Give the number of lines in this listing that contain the word "React", and nothing else.

__GIVEN DATA__
--

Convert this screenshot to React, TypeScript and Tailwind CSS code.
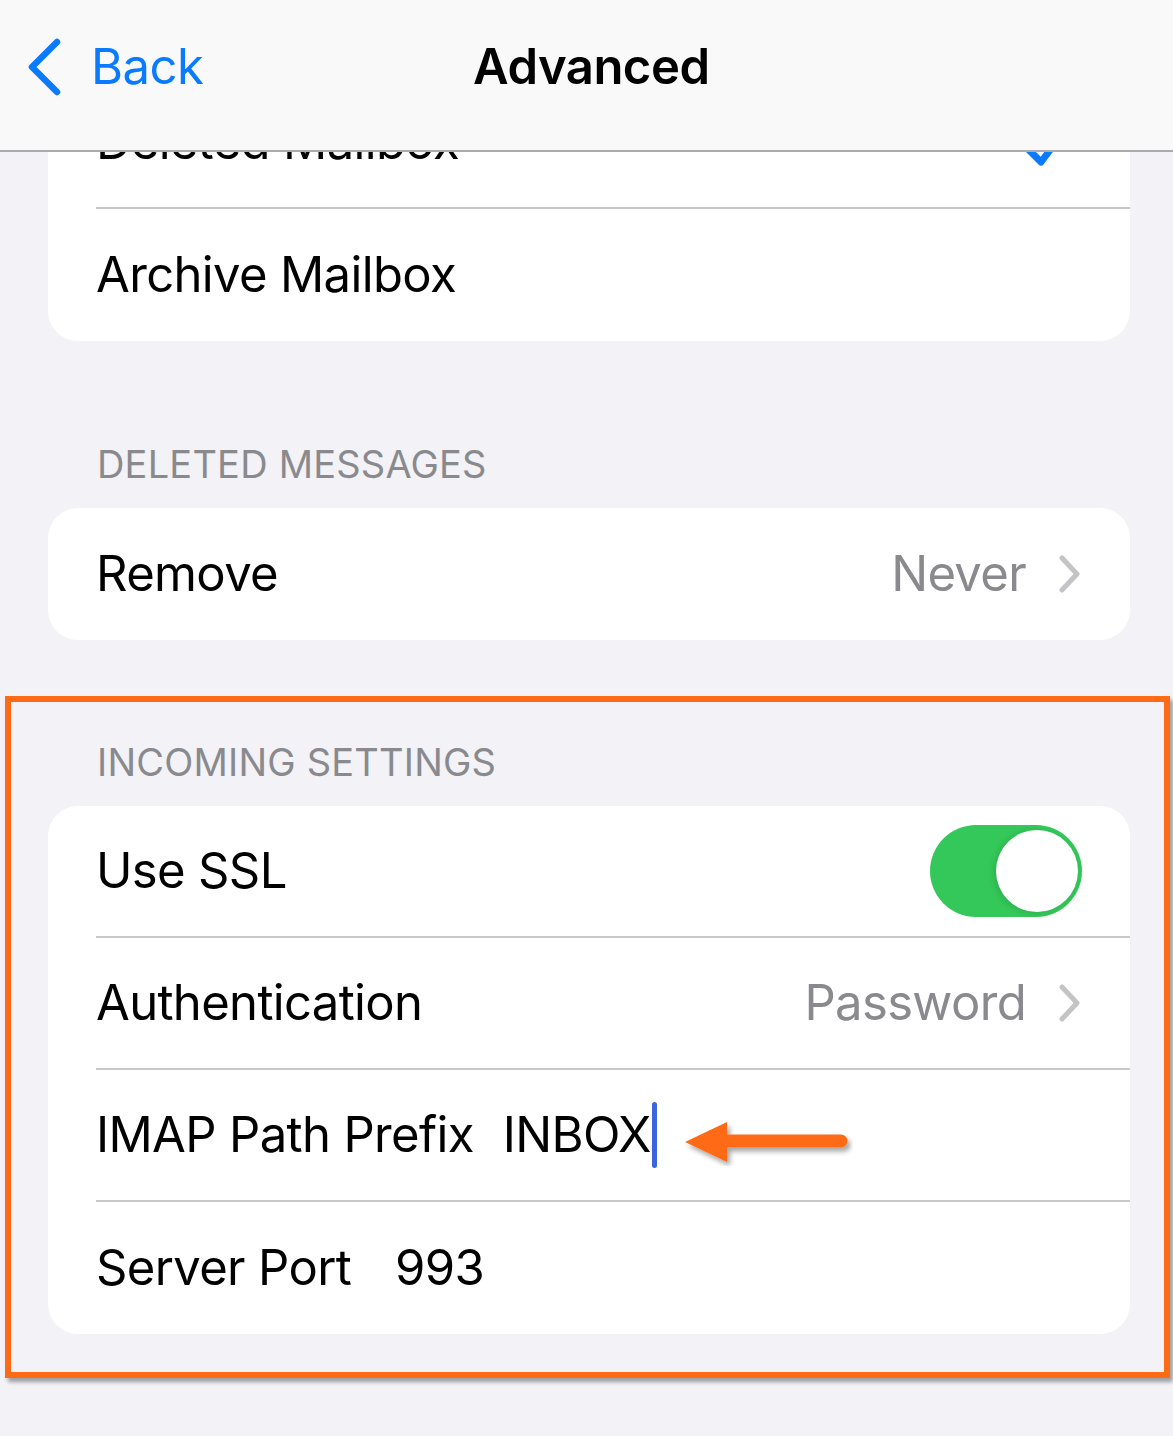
import React from "react";

const font = { fontFamily: 'Inter, "Noto Sans", sans-serif' };

function Chevron() {
  return (
    <svg width="24" height="38" viewBox="0 0 24 38" className="ml-[32px]">
      <path d="M4 3 L19 19 L4 35" fill="none" stroke="#c4c4c7" strokeWidth="5" strokeLinecap="round" strokeLinejoin="round" />
    </svg>
  );
}

function Row({ children, last }: { children: React.ReactNode; last?: boolean }) {
  return (
    <div className="pl-[48px]">
      <div className={`h-[132px] flex items-center pr-[48px] ${last ? "" : "border-b-2 border-[#c8c8cb]"}`}>{children}</div>
    </div>
  );
}

const rowText = "text-[49px] tracking-[-0.65px]";

export default function App() {
  return (
    <div className="relative w-[1173px] h-[1436px] overflow-hidden bg-[#f2f2f7] text-black" style={font}>
      <div className="pt-[77px]">
        {/* card 1 */}
        <div className="ml-[48px] mr-[43px] bg-white rounded-[30px] overflow-hidden">
          <div className="pl-[48px]">
            <div className="h-[132px] flex items-center justify-between pr-[60px] border-b-2 border-[#c8c8cb]">
              <span className={rowText}>Deleted Mailbox</span>
              <svg width="50" height="50" viewBox="0 0 50 50">
                <path d="M6 30 L21 45 L46 12" fill="none" stroke="#0a7aff" strokeWidth="7" strokeLinecap="round" strokeLinejoin="round" />
              </svg>
            </div>
          </div>
          <Row last>
            <span className={rowText}>Archive Mailbox</span>
          </Row>
        </div>

        {/* deleted messages */}
        <div className="pt-[100px] pb-[21px] pl-[97px] text-[38px] leading-[46px] text-[#8a8a8e] tracking-[0.2px]">DELETED MESSAGES</div>
        <div className="ml-[48px] mr-[43px] bg-white rounded-[30px]">
          <Row last>
            <span className={rowText}>Remove</span>
            <span className={`ml-auto ${rowText} text-[#8a8a8e]`}>Never</span>
            <Chevron />
          </Row>
        </div>

        {/* incoming settings highlighted */}
        <div className="mt-[56px] ml-[5px] mr-[3px] border-[6px] border-[#fe6a16] shadow-[3px_4px_4px_rgba(0,0,0,0.35)] pb-[38px]">
          <div className="pt-[37px] pb-[21px] pl-[86px] text-[38px] leading-[46px] text-[#8a8a8e] tracking-[0.2px]">INCOMING SETTINGS</div>
          <div className="ml-[37px] mr-[34px] bg-white rounded-[30px]">
            <Row>
              <span className={rowText}>Use SSL</span>
              <div className="ml-auto w-[152px] h-[92px] rounded-full bg-[#34c759] flex items-center justify-end pr-[4px]">
                <div className="w-[82px] h-[82px] rounded-full bg-white shadow-[-2px_1px_6px_rgba(0,0,0,0.12)]" />
              </div>
            </Row>
            <Row>
              <span className={rowText}>Authentication</span>
              <span className={`ml-auto ${rowText} text-[#8a8a8e]`}>Password</span>
              <Chevron />
            </Row>
            <Row>
              <span className={rowText}>IMAP Path Prefix</span>
              <span className={`ml-[29px] ${rowText}`}>INBOX</span>
              <span className="w-[5px] h-[66px] rounded-full bg-[#3d63df] ml-[1px]" />
              <svg width="172" height="56" viewBox="0 0 172 56" className="ml-[24px] mt-[6px]">
                <defs>
                  <filter id="sh" x="-20%" y="-50%" width="140%" height="200%">
                    <feDropShadow dx="3" dy="4" stdDeviation="2.5" floodColor="#000" floodOpacity="0.35" />
                  </filter>
                </defs>
                <g filter="url(#sh)">
                  <path d="M44 31 L160 31" stroke="#fe6a16" strokeWidth="13" strokeLinecap="round" />
                  <path d="M4 32 L46 12 L46 52 Z" fill="#fe6a16" />
                </g>
              </svg>
            </Row>
            <Row last>
              <span className={rowText}>Server Port</span>
              <span className={`ml-[44px] ${rowText}`}>993</span>
            </Row>
          </div>
        </div>
      </div>

      {/* nav bar overlay */}
      <div className="absolute left-0 right-0 top-0 h-[152px] bg-[#f9f9fa] border-b-2 border-[#ababad]">
        <div className="relative h-[134px] flex items-center">
          <div className="flex items-center pl-[26px]">
            <svg width="38" height="58" viewBox="0 0 38 58">
              <path d="M31 4 L6 29 L31 54" fill="none" stroke="#0a7aff" strokeWidth="6.5" strokeLinecap="round" strokeLinejoin="round" />
            </svg>
            <span className="ml-[27px] text-[49px] text-[#0a7aff] tracking-[-0.5px]">Back</span>
          </div>
          <span className="absolute left-[473px] text-[49px] font-semibold tracking-[-0.5px]">Advanced</span>
        </div>
      </div>
    </div>
  );
}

--

__ANSWER IN FULL__
3